→ GOAL: Extract exactly the run of lines starting at the line that holds "Convert this screenshot" and ending at the line that holds "</admin-page>", both included.

→ MATERIAL FOR THE TASK:
· · ·
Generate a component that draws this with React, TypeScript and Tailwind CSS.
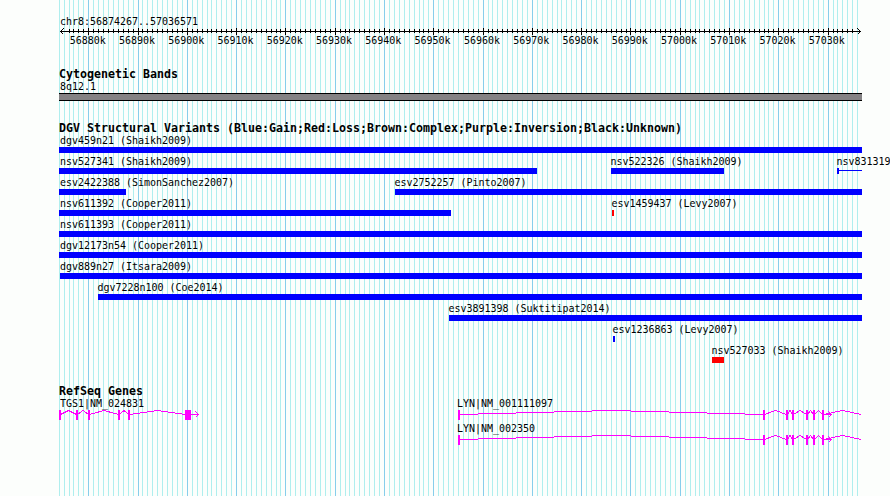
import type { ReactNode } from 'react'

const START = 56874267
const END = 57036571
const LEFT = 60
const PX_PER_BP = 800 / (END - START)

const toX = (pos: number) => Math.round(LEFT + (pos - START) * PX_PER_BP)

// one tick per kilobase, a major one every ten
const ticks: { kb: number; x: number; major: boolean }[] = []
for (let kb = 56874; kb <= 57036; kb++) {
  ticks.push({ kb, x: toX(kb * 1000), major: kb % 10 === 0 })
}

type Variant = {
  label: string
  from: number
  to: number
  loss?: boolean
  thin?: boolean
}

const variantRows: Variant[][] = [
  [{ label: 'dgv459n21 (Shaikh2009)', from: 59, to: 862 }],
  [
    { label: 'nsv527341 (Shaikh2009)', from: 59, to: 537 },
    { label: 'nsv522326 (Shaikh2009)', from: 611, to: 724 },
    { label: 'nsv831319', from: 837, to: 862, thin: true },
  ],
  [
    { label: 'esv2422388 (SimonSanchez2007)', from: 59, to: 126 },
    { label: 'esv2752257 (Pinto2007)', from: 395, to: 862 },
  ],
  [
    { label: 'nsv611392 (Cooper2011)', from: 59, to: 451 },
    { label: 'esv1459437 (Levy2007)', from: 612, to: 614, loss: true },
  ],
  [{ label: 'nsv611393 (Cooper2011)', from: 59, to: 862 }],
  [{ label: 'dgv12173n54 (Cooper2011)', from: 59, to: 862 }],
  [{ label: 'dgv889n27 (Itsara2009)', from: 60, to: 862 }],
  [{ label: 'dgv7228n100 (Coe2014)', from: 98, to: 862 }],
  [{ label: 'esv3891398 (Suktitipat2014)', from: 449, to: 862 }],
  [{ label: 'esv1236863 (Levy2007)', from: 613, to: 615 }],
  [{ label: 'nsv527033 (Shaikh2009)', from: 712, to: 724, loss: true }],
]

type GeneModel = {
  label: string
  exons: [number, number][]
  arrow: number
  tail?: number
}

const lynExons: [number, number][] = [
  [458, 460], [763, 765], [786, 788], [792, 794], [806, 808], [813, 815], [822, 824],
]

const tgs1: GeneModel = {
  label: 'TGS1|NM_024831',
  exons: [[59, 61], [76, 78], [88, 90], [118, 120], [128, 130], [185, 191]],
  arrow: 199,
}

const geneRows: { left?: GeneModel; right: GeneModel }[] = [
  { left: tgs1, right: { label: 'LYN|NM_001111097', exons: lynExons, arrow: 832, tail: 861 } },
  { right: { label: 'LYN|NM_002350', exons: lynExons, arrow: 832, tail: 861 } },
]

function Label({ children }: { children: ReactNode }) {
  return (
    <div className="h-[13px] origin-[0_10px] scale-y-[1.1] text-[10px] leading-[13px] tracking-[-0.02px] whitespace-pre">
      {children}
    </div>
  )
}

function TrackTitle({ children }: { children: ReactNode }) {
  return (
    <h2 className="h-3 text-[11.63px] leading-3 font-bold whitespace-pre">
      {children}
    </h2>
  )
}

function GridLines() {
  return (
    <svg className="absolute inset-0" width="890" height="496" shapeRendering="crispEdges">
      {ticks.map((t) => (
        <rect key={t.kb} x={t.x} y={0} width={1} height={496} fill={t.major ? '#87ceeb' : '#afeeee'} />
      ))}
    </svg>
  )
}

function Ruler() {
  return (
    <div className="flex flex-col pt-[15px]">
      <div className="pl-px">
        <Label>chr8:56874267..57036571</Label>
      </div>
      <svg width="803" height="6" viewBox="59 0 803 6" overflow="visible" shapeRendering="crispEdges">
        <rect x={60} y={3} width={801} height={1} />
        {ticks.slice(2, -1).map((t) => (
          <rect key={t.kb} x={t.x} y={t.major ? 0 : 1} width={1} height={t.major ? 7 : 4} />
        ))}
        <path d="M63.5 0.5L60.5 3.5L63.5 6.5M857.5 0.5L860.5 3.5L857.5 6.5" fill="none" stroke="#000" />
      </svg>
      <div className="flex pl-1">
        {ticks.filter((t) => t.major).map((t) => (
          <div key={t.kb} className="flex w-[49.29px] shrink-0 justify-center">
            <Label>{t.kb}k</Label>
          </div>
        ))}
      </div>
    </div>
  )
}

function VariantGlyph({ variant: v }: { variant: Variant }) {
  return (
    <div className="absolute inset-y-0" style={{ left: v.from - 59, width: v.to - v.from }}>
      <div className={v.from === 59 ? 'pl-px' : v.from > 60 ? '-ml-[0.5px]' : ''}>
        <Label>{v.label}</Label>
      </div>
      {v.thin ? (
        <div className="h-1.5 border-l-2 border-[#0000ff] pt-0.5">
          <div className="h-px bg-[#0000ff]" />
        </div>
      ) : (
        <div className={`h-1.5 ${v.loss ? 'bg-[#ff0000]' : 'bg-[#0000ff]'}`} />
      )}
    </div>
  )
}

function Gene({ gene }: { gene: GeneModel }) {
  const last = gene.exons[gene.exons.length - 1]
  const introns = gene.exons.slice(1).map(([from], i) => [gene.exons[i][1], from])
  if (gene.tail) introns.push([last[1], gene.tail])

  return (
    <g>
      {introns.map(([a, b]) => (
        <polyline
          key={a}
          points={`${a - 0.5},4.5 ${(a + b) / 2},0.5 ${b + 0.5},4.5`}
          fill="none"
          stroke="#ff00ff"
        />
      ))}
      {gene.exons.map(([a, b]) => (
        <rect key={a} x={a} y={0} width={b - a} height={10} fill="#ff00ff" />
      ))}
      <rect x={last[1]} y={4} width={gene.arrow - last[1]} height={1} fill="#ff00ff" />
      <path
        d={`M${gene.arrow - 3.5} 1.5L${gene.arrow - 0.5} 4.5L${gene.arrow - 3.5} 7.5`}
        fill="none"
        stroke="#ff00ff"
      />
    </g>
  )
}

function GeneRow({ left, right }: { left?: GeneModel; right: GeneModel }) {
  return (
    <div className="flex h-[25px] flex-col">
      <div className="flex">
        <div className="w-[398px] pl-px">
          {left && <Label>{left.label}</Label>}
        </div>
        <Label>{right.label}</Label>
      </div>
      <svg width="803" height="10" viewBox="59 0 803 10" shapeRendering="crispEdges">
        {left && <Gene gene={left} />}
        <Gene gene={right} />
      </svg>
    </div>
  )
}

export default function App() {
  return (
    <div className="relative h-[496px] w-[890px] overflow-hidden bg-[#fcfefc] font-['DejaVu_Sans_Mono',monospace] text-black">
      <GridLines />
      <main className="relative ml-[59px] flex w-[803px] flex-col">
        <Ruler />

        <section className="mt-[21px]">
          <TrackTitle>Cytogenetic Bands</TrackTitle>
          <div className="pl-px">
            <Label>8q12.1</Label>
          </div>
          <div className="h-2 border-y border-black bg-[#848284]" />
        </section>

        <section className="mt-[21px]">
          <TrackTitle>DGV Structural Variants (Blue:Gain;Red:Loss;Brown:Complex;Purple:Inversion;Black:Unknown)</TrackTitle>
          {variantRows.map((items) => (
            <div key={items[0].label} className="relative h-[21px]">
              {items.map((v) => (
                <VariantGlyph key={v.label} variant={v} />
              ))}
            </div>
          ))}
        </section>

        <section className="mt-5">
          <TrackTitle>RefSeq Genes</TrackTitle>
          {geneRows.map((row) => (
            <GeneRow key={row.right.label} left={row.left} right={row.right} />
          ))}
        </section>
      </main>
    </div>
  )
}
· · ·
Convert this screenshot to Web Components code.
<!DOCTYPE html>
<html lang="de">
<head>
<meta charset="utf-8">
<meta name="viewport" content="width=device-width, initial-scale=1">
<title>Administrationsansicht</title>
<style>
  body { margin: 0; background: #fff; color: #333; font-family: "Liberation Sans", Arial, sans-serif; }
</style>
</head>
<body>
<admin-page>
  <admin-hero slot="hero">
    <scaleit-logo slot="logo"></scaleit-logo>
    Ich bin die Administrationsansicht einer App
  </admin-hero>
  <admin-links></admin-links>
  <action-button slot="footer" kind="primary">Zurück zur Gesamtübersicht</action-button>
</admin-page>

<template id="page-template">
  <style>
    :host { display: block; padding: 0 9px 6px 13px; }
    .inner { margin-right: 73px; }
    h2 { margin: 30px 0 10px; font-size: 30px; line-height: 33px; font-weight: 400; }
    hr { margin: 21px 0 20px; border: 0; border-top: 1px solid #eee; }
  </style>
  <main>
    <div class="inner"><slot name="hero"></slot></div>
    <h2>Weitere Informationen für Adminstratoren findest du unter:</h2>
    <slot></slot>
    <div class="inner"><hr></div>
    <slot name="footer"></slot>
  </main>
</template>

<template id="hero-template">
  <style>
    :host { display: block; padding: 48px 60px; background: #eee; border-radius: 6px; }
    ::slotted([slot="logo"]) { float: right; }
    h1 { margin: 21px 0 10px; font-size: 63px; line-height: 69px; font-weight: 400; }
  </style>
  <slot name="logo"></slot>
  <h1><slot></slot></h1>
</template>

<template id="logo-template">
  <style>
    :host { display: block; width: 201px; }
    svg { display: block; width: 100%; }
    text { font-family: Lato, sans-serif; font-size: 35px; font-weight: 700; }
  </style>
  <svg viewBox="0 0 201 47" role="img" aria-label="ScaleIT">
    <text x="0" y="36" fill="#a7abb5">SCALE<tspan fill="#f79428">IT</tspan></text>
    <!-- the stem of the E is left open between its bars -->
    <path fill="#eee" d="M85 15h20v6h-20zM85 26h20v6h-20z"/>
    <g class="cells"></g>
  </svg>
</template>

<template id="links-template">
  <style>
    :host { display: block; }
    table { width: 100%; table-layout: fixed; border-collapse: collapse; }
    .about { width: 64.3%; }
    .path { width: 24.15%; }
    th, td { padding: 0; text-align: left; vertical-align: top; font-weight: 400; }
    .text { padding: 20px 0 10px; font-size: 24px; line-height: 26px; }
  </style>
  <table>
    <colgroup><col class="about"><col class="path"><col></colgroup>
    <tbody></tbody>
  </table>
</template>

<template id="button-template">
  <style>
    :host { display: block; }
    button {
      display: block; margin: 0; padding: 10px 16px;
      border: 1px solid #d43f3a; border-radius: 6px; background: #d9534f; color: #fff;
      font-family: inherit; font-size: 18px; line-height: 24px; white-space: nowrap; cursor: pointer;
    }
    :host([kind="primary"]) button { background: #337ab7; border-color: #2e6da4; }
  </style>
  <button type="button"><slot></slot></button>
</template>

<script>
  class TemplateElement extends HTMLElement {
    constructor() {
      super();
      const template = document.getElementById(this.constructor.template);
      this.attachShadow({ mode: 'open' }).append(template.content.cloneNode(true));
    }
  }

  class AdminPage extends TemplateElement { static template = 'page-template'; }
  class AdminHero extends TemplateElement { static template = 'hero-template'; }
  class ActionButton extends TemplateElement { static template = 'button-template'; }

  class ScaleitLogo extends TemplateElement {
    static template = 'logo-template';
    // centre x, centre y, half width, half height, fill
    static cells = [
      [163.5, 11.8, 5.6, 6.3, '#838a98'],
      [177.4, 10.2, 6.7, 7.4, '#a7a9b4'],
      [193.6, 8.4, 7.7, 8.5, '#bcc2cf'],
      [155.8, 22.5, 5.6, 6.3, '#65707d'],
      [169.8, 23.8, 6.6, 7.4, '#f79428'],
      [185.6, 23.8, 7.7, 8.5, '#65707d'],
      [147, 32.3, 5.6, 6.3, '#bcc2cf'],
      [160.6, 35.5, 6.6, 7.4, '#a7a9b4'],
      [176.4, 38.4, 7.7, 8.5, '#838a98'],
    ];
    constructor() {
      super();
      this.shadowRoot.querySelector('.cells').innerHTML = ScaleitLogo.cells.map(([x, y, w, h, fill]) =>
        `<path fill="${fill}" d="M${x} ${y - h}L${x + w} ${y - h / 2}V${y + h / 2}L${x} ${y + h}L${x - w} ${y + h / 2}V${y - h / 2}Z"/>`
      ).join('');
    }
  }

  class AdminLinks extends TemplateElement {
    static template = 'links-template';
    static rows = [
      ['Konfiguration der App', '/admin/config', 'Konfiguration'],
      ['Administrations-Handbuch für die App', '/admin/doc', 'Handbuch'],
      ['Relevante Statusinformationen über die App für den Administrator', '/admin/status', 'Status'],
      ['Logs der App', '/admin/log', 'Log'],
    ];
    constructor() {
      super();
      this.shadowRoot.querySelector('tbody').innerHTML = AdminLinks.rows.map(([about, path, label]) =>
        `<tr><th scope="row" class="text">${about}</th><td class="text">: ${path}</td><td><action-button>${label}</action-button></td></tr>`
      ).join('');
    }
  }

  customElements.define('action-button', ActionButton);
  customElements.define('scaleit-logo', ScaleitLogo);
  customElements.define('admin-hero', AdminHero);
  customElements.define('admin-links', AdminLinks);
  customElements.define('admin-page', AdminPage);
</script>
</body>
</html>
· · ·
→ SOLUTION BELOW:
Convert this screenshot to Web Components code.
<!DOCTYPE html>
<html lang="de">
<head>
<meta charset="utf-8">
<meta name="viewport" content="width=device-width, initial-scale=1">
<title>Administrationsansicht</title>
<style>
  body { margin: 0; background: #fff; color: #333; font-family: "Liberation Sans", Arial, sans-serif; }
</style>
</head>
<body>
<admin-page>
  <admin-hero slot="hero">
    <scaleit-logo slot="logo"></scaleit-logo>
    Ich bin die Administrationsansicht einer App
  </admin-hero>
  <admin-links></admin-links>
  <action-button slot="footer" kind="primary">Zurück zur Gesamtübersicht</action-button>
</admin-page>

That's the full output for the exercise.